Sen. Laird told Cannabis Wire last year that SB 508 “aims to ensure those trying to do the right thing by coming out of the shadows and into the legal framework can streamline and reduce the costs of obtaining an annual license from the Department of Cannabis Control.”
AB-1111 – Author: Gail Pellerin
This bill would provide a boost to growers by requiring regulators to “issue small producer event sales licenses that authorize the license holder to sell cannabis or cannabis products, containing cannabis cultivated by that licensee, at state temporary events licensed under the act.”
AB-1024 – Author: Cecilia Aguiar-Curry
This bill is multipronged, but it primarily would “permit specified registrants to store water for small irrigation use during times of high streamflow in exchange for those registrants reducing diversions during periods of low streamflow.”
In other words, it would allow growers to divert small amounts of water during the wet season so that they have it on hand for use in other parts of the year when diversion would disrupt the necessary water flow, for example, for vulnerable fish species.
AB-1610 – Author: Reginald Byron Jones-Sawyer, Sr.
This bill focuses on various aspects of quality control.
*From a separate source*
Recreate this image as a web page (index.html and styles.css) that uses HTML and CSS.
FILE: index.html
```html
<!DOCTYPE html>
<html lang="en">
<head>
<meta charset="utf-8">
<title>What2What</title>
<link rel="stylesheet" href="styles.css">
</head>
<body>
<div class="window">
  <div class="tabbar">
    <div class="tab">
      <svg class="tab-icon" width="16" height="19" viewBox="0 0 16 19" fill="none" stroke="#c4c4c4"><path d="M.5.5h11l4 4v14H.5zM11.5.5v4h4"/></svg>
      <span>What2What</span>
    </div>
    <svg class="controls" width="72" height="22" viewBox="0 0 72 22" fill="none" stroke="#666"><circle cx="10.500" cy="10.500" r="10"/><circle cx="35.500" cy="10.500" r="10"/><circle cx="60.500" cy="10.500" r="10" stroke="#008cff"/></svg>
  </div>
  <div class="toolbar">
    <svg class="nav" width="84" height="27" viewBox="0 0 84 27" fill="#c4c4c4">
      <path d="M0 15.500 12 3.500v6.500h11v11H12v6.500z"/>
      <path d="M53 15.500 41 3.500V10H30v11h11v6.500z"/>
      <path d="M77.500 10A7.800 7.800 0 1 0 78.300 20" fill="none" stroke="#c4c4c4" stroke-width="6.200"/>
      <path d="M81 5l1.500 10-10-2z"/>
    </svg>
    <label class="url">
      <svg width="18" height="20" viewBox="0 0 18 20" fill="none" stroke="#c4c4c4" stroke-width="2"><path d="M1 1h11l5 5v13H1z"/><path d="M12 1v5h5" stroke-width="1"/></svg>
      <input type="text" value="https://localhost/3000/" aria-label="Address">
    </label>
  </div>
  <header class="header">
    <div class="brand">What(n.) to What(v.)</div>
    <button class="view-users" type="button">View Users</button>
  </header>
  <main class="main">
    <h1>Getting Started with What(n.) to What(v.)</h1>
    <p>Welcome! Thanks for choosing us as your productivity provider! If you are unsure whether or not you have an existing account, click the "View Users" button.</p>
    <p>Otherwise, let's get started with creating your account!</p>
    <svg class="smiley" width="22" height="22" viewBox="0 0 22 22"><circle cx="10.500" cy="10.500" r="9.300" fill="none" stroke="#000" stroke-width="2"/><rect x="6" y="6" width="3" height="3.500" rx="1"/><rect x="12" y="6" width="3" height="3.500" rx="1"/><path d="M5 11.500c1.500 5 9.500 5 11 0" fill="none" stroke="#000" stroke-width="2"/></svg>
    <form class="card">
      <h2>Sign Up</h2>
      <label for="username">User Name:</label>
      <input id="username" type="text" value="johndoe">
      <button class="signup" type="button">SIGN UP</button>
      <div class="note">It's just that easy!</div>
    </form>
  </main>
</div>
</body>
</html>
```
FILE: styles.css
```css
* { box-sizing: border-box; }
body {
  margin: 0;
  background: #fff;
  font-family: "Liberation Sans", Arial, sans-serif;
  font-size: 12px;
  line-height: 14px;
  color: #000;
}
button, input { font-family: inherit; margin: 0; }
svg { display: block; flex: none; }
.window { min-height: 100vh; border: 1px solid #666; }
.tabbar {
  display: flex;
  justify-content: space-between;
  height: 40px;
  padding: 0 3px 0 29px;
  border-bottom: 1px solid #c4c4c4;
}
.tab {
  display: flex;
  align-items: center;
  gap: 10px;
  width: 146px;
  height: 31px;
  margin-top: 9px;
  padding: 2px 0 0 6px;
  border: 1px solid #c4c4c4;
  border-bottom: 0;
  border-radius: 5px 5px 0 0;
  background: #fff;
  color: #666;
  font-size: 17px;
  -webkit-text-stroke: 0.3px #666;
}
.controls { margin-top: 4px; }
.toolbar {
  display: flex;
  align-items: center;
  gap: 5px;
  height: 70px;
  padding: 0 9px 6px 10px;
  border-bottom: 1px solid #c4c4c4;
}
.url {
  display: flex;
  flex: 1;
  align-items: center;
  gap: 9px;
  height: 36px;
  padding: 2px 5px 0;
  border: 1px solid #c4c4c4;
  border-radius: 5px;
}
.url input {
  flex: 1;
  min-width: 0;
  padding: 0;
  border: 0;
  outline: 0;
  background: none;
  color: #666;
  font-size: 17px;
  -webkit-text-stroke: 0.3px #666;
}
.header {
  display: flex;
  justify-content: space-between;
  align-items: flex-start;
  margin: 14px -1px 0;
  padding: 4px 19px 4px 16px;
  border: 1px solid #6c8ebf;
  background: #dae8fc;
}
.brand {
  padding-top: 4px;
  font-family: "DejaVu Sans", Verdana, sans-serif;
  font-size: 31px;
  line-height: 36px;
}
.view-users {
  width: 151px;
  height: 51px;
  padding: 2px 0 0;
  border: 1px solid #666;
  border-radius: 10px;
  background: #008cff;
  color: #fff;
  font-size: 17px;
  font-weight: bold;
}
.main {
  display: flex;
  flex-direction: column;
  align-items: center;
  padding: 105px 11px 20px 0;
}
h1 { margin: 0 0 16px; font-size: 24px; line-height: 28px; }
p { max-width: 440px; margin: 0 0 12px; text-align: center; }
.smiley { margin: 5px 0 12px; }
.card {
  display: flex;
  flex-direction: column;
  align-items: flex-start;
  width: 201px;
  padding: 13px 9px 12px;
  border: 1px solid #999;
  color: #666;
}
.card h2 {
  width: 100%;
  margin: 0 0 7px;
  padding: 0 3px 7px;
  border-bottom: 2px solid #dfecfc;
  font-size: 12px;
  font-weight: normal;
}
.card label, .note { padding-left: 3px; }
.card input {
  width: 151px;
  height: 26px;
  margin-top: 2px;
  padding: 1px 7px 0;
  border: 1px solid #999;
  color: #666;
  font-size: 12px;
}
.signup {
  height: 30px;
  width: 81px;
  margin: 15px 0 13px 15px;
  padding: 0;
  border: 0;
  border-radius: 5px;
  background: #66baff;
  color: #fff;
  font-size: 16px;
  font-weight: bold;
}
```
It would require, for example, that labs that test cannabis products “be subject to blind proficiency testing to ensure consistency of results across laboratories,” and it would “subject testing laboratories to biennial, in-person audits by the department and would require the results of those audits to be posted on the department’s internet website.” It would also require regulators “to establish quality assurance standards and testing procedures for products available for retail sale, as specified, to ensure consistency with presale laboratory testing, and would authorize inspections of licensed retail premises for these purposes.”
A spokesperson for Jones-Sawyer, Sr. told Cannabis Wire that the bill will be amended.